Computes the Poisson-ordinal transformation, including its inverse and the first two derivatives.

Usage

polf(theta, earg = stop("argument 'earg' must be given"),
     inverse = FALSE, deriv = 0, short = TRUE, tag = FALSE)

Arguments

theta
Numeric or character. See below for further details.
earg
Extra argument for passing in additional information. This must be list with component cutpoint. The cutpoints should be non-negative integers. If polf() is used as the link function in
inverse
Logical. If TRUE the inverse function is computed.
deriv
Order of the derivative. Integer with value 0, 1 or 2.
short
Used for labelling the blurb slot of a vglmff-class object.
tag
Used for labelling the linear/additive predictor in the initialize slot of a vglmff-class object. Contains a little more information if TRUE.

Value

  • See Yee (2012) for details.

Warning

Prediction may not work on vglm or vgam etc. objects if this link function is used.

Details

The Poisson-ordinal link function (POLF) can be applied to a parameter lying in the unit interval. Its purpose is to link cumulative probabilities associated with an ordinal response coming from an underlying Poisson distribution. If the cutpoint is zero then a complementary log-log link is used.

The arguments short and tag are used only if theta is character.

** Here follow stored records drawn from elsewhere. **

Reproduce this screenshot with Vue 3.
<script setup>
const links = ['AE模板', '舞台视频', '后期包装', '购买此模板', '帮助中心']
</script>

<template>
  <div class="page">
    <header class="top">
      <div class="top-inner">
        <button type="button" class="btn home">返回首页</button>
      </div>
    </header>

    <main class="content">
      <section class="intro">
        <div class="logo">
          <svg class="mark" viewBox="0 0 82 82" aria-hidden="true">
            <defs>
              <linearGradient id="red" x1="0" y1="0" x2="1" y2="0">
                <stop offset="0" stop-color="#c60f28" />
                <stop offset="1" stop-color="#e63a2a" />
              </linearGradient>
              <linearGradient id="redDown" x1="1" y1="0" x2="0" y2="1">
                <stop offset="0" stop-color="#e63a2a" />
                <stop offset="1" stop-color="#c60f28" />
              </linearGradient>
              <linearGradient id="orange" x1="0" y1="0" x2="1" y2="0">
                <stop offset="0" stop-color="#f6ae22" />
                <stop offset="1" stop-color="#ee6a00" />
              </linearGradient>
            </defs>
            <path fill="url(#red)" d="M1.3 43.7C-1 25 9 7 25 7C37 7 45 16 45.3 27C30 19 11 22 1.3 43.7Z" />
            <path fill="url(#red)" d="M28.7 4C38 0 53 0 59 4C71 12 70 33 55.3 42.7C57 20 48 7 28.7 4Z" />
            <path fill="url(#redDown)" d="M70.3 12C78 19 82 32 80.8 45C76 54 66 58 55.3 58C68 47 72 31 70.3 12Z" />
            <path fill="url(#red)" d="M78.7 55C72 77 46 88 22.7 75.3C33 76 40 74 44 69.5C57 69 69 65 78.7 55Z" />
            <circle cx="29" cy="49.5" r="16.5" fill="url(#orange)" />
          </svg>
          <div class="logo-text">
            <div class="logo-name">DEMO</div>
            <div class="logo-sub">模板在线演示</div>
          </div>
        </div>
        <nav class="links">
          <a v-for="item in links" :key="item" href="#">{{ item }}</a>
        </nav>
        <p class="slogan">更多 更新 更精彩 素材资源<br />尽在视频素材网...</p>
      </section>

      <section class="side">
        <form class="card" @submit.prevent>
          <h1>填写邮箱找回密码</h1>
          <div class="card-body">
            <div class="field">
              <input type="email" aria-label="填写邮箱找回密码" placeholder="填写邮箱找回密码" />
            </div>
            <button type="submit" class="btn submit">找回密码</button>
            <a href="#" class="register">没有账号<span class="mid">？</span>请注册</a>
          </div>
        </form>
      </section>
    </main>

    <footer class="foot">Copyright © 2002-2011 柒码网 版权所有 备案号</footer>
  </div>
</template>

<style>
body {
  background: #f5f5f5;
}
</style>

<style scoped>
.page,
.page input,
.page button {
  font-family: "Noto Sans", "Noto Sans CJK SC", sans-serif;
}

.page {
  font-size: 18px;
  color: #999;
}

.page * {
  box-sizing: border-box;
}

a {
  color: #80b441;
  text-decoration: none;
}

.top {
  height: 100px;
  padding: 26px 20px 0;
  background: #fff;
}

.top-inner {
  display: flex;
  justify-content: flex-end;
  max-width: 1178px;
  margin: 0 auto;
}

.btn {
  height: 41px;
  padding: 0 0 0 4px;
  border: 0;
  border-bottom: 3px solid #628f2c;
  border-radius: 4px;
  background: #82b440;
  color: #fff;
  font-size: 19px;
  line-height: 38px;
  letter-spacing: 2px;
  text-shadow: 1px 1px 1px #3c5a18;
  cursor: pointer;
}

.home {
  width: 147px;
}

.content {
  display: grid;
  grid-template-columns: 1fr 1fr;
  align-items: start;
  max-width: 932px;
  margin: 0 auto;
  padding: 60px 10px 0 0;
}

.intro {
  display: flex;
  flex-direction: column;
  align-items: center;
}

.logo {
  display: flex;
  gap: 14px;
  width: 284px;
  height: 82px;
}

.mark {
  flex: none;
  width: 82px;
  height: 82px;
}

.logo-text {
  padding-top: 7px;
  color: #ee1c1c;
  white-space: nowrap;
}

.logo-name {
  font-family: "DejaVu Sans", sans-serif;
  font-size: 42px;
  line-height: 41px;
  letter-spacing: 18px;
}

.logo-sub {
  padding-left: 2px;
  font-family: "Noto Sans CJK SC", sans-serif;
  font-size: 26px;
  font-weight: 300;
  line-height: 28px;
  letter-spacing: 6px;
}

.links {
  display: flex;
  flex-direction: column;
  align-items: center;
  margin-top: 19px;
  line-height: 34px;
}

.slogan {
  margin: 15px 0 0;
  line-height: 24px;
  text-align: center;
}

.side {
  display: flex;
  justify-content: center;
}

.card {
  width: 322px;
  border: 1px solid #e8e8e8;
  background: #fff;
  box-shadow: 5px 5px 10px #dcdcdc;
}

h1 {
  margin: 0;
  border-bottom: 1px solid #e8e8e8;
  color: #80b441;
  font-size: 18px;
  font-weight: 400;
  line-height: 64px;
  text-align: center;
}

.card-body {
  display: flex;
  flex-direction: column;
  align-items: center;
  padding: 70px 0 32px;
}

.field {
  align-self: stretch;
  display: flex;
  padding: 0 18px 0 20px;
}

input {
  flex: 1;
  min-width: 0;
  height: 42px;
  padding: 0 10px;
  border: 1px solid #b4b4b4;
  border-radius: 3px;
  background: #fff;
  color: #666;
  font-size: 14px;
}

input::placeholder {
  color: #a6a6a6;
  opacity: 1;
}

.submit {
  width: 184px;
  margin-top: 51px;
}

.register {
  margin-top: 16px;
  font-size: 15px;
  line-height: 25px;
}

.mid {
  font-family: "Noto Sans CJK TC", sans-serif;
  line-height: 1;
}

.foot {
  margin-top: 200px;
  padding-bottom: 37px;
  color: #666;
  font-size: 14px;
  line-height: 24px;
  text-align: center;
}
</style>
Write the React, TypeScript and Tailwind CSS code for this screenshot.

See Links for general information about VGAM link functions.

References

Yee, T. W. (2012) Ordinal ordination with normalizing link functions for count data, (in preparation).

See Also

Links, ordpoisson, poissonff, nbolf, golf, cumulative.

Examples

Run this code
earg = list(cutpoint = 2)
polf("p", earg = earg, short = FALSE)
polf("p", earg = earg, tag = TRUE)

p = seq(0.01, 0.99, by=0.01)
y = polf(p, earg = earg)
y. = polf(p, earg = earg, deriv = 1)
max(abs(polf(y, earg = earg, inv = TRUE) - p)) # Should be 0

par(mfrow=c(2,1), las = 1)
plot(p, y, type = "l", col = "blue", main = "polf()")
abline(h=0, v=0.5, col = "red", lty = "dashed")

plot(p, y., type = "l", col = "blue",
     main = "(Reciprocal of) first POLF derivative")


# Rutherford and Geiger data
ruge = data.frame(yy = rep(0:14,
          times=c(57,203,383,525,532,408,273,139,45,27,10,4,0,1,1)))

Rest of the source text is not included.